As both houses of Congress began debating the 11th-hour debt limit deal hashed out Sunday night by senior lawmakers and the White House, neo-conservatives and other national security hawks complained bitterly Monday that the final package may force major cuts in defense spending in the coming years.

“If this deal governs policy for the next decade, it will be hard for the US to remain a sole superpower,” warned Weekly Standard editor and leading neo-conservative ideologue William Kristol.

“This is the best day the Chinese have ever had,” he went on. “This deal embodies a vision of America in decline,” he added.

Former Acting US Ambassador to the United Nations, John Bolton – whose analysis bounced all around the right-wing blogosphere Monday – was no less hyperbolic, calling the possible military implications of the deal no less than “catastrophic”.

“Make no mistake, this deal, by risking massive defense cutbacks, potentially points a dagger at the heart of our national security,” Bolton, who now sits at the American Enterprise Institute, warned.

More dovish military analysts, on the other hand, also expressed disappointment with the package, albeit for entirely different reasons.

“The proposed deal does not go far enough in reining in a military budget which in real terms is higher than at any time since World War II,” noted Lawrence Korb, a senior Pentagon official under Ronald Reagan and currently with the Center for American Progress (CAP).

“In the short term, the budget deal crafted by the president and the congressional leadership gives the Pentagon virtually a free ride,” complained William Hartung, director of the Arms Security Project at the Center for International Policy. He noted that military spending will be reduced by less than one per cent at most over the next two years, according to the deal and that bigger cuts would only take effect in 2013.

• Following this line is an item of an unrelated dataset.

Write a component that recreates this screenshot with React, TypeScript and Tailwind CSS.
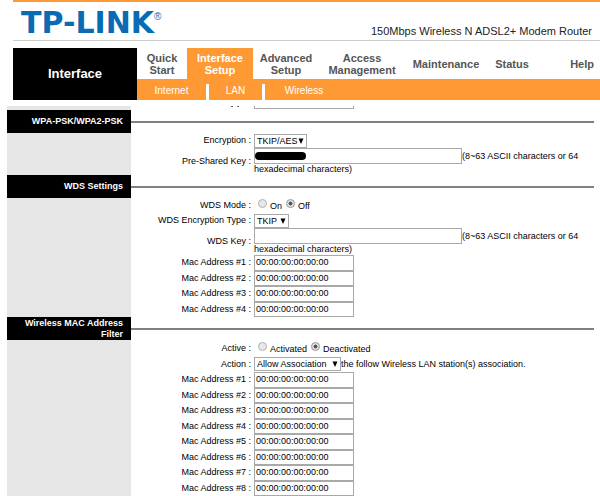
import React from 'react';

const tabs = [
    { lines: ['Quick', 'Start'], width: 'w-[50px]' },
    { lines: ['Interface', 'Setup'], width: 'w-[66px]', active: true },
    { lines: ['Advanced', 'Setup'], width: 'w-[66px]' },
    { lines: ['Access', 'Management'], width: 'w-[86px]' },
    { lines: ['Maintenance'], width: 'w-[82px]' },
    { lines: ['Status'], width: 'w-[50px]' },
];

const EMPTY_MAC = '00:00:00:00:00:00';

const Section: React.FC<{ title: string; children: React.ReactNode }> = ({ title, children }) => (
    <section>
        <div className="flex">
            <div className="flex w-[124px] h-[23px] shrink-0 items-center justify-end bg-black pr-2">
                <h2 className="text-right text-[9px] leading-[11px] font-bold text-white">{title}</h2>
            </div>
            <div className="flex flex-1 items-center">
                <div className="h-0.5 w-full bg-[#808080]"></div>
            </div>
        </div>
        <div className="flex">
            <div className="w-[124px] shrink-0 bg-[#e6e6e6]"></div>
            <div className="min-w-0 flex-1">{children}</div>
        </div>
    </section>
);

const Row: React.FC<{ label: string; htmlFor?: string; height?: string; children: React.ReactNode }> = ({ label, htmlFor, height = '', children }) => (
    <div className={`flex items-center ${height}`}>
        <label htmlFor={htmlFor} className="w-[120px] shrink-0 text-right whitespace-nowrap">{label} :</label>
        <div className="min-w-0 flex-1 pl-[3px]">{children}</div>
    </div>
);

const Select: React.FC<{ id: string; width: string; options: string[] }> = ({ id, width, options }) => (
    <span className={`relative block h-[14px] shrink-0 ${width}`}>
        <select id={id} className="block h-full w-full appearance-none border border-[#a9a9a9] bg-white pl-0.5 text-[9px] leading-[12px]">
            {options.map((option) => (
                <option key={option}>{option}</option>
            ))}
        </select>
        <svg viewBox="0 0 6 6" className="pointer-events-none absolute top-1 right-[3px] h-1.5 w-1.5">
            <path d="M0.5 0.5h5L3 6z" fill="#000" />
        </svg>
    </span>
);

const Radio: React.FC<{ name: string; label: string; checked?: boolean }> = ({ name, label, checked }) => (
    <label className="flex items-start gap-[3px]">
        <input
            type="radio"
            name={name}
            defaultChecked={checked}
            className="m-0 h-[9px] w-[9px] appearance-none rounded-full border border-[#b0b0b0] bg-[#e8e8e8] checked:border-[#999] checked:bg-radial checked:from-[#555] checked:from-35% checked:to-[#e0e0e0] checked:to-45%"
        />
        <span className="pt-0.5">{label}</span>
    </label>
);

const KeyRow: React.FC<{ id: string; label: string; masked?: boolean }> = ({ id, label, masked }) => (
    <Row label={label} htmlFor={id}>
        <div className="flex items-center">
            <span className="relative block w-[208px] shrink-0">
                <input id={id} type="text" className="block h-4 w-full border border-[#a9a9a9] bg-white px-0.5" />
                {masked && <span className="absolute top-1 left-px h-2 w-[51px] rounded-full bg-black"></span>}
            </span>
            <span className="whitespace-nowrap">(8~63 ASCII characters or 64</span>
        </div>
        <div>hexadecimal characters)</div>
    </Row>
);

const MacList: React.FC<{ prefix: string; count: number; height: string }> = ({ prefix, count, height }) => (
    <div className={`grid auto-rows-fr ${height}`}>
        {Array.from({ length: count }, (_, i) => (
            <div key={i} className="flex items-stretch">
                <label htmlFor={`${prefix}-${i}`} className="flex w-[120px] shrink-0 items-center justify-end whitespace-nowrap">
                    Mac Address #{i + 1} :
                </label>
                <div className="flex pl-[3px]">
                    <input
                        id={`${prefix}-${i}`}
                        type="text"
                        defaultValue={EMPTY_MAC}
                        className="w-[100px] border border-[#a9a9a9] bg-white px-px"
                    />
                </div>
            </div>
        ))}
    </div>
);

const App: React.FC = () => (
    <div className="min-h-screen bg-white text-black [font-family:'Liberation_Sans',Arial,sans-serif]">
        {/* Brand bar */}
        <header className="pl-[13px]">
            <div className="flex h-[41px] items-end justify-between border-t-2 border-b border-t-[#ff9933] border-b-[#ccc] pr-2 pl-2">
                <div className="flex items-start pb-0.5 text-[#0a6ab4]">
                    <span className="text-[30px] leading-[30px] font-bold [font-family:'DejaVu_Sans',sans-serif]">TP-LINK</span>
                    <span className="pt-0.5 text-[10px] leading-[14px]">®</span>
                </div>
                <span className="pb-0.5 text-[11px] leading-[14px] text-[#222]">150Mbps Wireless N ADSL2+ Modem Router</span>
            </div>

            <div className="mt-[7px] flex">
                <div className="flex w-[124px] shrink-0 items-center justify-center bg-black">
                    <h1 className="text-[13px] font-bold text-white">Interface</h1>
                </div>
                <div className="min-w-0 flex-1">
                    <nav className="flex h-[31px] text-[11px] leading-[12px] font-bold text-[#555]">
                        {tabs.map((tab) => (
                            <a
                                key={tab.lines.join(' ')}
                                href="#"
                                className={`flex shrink-0 flex-col items-center justify-center ${tab.width} ${tab.active ? 'bg-[#ff9933] text-white' : ''}`}
                            >
                                {tab.lines.map((line) => (
                                    <span key={line}>{line}</span>
                                ))}
                            </a>
                        ))}
                        <a href="#" className="flex flex-1 items-center justify-end pr-[6px]">Help</a>
                    </nav>
                    <nav className="flex h-[21px] items-center bg-[#ff9933] text-[10px] text-white">
                        <a href="#" className="w-[69px] pt-0.5 text-center">Internet</a>
                        <span className="mt-1 h-4 w-[3px] bg-white"></span>
                        <a href="#" className="w-[53px] pt-0.5 text-center">LAN</a>
                        <span className="mt-1 h-4 w-[3px] bg-white"></span>
                        <a href="#" className="w-[78px] pt-0.5 text-center">Wireless</a>
                    </nav>
                </div>
            </div>
        </header>

        {/* Settings */}
        <main className="mt-[6px] pr-[6px] pl-[7px] text-[9px] leading-[11px]">
            {/* row scrolled under the menu */}
            <div className="flex h-1 items-end overflow-hidden">
                <div className="h-full w-[124px] shrink-0 bg-[#e6e6e6]"></div>
                <div className="flex w-[120px] items-center justify-end gap-1 self-start pr-3">
                    <span className="h-px w-0.5 bg-[#666]"></span>
                    <span className="h-px w-0.5 bg-[#666]"></span>
                </div>
                <div className="pb-px pl-[3px]">
                    <input type="text" aria-label="Key interval" className="block h-4 w-[100px] border border-[#a9a9a9]" />
                </div>
            </div>

            <Section title="WPA-PSK/WPA2-PSK">
                <Row label="Encryption" htmlFor="encryption" height="h-[15px]">
                    <Select id="encryption" width="w-[53px]" options={['TKIP/AES', 'TKIP', 'AES']} />
                </Row>
                <KeyRow id="psk" label="Pre-Shared Key" masked />
            </Section>

            <Section title="WDS Settings">
                <Row label="WDS Mode" height="h-[15px]">
                    <div className="flex gap-1 pl-1">
                        <Radio name="wds-mode" label="On" />
                        <Radio name="wds-mode" label="Off" checked />
                    </div>
                </Row>
                <Row label="WDS Encryption Type" htmlFor="wds-encryption" height="h-[15px]">
                    <Select id="wds-encryption" width="w-[35px]" options={['TKIP', 'AES']} />
                </Row>
                <KeyRow id="wds-key" label="WDS Key" />
                <MacList prefix="wds-mac" count={4} height="h-[62px]" />
            </Section>

            <Section title="Wireless MAC Address Filter">
                <Row label="Active" height="h-4">
                    <div className="flex gap-1 pl-1">
                        <Radio name="filter-active" label="Activated" />
                        <Radio name="filter-active" label="Deactivated" checked />
                    </div>
                </Row>
                <Row label="Action" htmlFor="filter-action" height="h-4">
                    <div className="flex items-center">
                        <Select id="filter-action" width="w-[87px]" options={['Allow Association', 'Deny Association']} />
                        <span className="whitespace-nowrap">the follow Wireless LAN station(s) association.</span>
                    </div>
                </Row>
                <MacList prefix="filter-mac" count={8} height="h-[124px]" />
            </Section>
        </main>
    </div>
);

export default App;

The package, which must be passed by both houses and signed by President Barack Obama before the close of business Tuesday to ensure that the government can keep paying its bills, would lift Washington’s current debt ceiling of $14.3tn and require cuts in projected federal spending by some $2.4tn over the next decade.

Of those cuts, between $900m and $1tn will be taken from discretionary programmes over the next ten years and cannot be made up through tax increases or other forms of revenue “enhancements”.

Of that total, up to $350bn may be taken from the Pentagon, or $50bn less than what Obama had already told his military leadership to plan for.

The remaining $1.4-1.5tn in savings – which, unlike the first tranche, could be achieved by reforming the tax code, as well as by programme cuts – will be determined by a new, 12-member congressional committee divided equally between Republican and Democratic lawmakers.

It has a deadline of late November – in time for the Thanksgiving holiday – to formulate a package. It, in turn, must be approved by Congress by the Christmas holiday, in late December.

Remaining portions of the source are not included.